• _What is needed_: Count every line where "React" occurs. Give the total alone.

** start **

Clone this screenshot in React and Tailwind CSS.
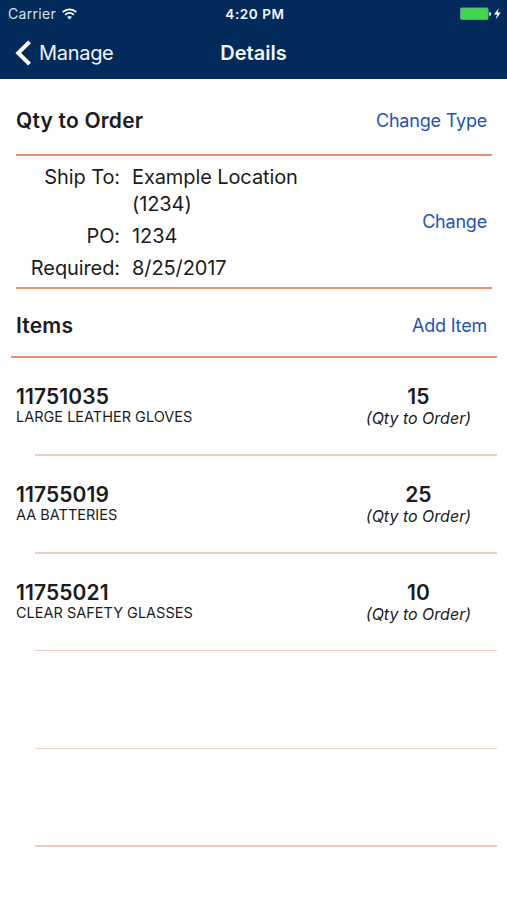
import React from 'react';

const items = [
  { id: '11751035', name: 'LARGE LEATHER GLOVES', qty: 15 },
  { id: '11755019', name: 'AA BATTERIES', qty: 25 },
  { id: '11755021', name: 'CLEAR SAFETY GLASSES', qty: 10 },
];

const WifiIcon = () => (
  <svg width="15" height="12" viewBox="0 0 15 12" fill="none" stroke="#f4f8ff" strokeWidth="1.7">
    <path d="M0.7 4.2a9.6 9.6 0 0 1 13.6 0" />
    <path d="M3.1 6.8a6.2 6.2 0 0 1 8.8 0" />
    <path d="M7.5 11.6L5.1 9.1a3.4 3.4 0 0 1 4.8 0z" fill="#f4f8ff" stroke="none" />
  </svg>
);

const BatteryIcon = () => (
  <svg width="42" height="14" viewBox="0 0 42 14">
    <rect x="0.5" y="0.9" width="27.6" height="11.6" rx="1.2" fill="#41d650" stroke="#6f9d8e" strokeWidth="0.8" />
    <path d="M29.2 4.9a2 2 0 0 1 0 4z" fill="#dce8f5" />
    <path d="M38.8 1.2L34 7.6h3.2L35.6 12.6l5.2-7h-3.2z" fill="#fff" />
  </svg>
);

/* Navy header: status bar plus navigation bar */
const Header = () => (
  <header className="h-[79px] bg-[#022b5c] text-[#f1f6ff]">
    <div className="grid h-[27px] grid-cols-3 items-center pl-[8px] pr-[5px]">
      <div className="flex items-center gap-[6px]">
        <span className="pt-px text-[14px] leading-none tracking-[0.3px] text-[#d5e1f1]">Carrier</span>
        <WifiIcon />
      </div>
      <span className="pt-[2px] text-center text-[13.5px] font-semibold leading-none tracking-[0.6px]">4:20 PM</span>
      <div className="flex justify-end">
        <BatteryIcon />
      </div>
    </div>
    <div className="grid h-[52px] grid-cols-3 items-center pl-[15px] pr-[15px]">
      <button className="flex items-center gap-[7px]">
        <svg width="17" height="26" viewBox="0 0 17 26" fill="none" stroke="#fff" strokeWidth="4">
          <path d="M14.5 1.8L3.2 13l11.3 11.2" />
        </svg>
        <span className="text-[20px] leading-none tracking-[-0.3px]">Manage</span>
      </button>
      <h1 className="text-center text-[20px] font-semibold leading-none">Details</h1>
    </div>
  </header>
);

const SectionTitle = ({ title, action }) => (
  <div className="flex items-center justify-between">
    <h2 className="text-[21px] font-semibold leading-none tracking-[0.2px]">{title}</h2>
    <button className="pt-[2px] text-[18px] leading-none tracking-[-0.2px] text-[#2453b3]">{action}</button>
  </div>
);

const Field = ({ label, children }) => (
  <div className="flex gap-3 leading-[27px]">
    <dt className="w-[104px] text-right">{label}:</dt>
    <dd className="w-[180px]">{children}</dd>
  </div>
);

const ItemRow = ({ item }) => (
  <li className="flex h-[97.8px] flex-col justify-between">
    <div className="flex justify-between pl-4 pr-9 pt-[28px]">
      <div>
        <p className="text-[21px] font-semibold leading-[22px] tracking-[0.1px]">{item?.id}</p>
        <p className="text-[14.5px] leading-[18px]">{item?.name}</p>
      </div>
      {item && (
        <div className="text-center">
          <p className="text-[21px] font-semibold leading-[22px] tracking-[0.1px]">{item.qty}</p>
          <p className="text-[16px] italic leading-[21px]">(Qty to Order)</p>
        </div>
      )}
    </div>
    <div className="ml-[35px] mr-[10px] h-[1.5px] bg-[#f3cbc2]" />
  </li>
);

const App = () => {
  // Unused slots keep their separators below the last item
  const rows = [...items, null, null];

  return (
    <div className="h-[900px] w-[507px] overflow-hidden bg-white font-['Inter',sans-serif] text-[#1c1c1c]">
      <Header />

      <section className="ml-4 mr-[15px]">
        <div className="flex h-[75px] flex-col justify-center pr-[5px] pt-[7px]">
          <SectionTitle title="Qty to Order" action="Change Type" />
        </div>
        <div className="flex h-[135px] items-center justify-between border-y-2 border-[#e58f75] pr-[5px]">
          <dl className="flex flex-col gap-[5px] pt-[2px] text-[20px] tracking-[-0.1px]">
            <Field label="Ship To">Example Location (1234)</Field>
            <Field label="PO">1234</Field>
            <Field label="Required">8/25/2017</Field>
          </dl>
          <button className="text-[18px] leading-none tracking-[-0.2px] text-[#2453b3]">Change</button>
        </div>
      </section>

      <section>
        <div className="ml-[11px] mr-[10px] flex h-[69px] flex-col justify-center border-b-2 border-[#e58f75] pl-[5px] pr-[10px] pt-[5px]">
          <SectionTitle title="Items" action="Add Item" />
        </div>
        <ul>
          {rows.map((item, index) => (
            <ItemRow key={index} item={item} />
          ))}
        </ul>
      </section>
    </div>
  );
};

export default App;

** end **

• _Solved exercise_: 2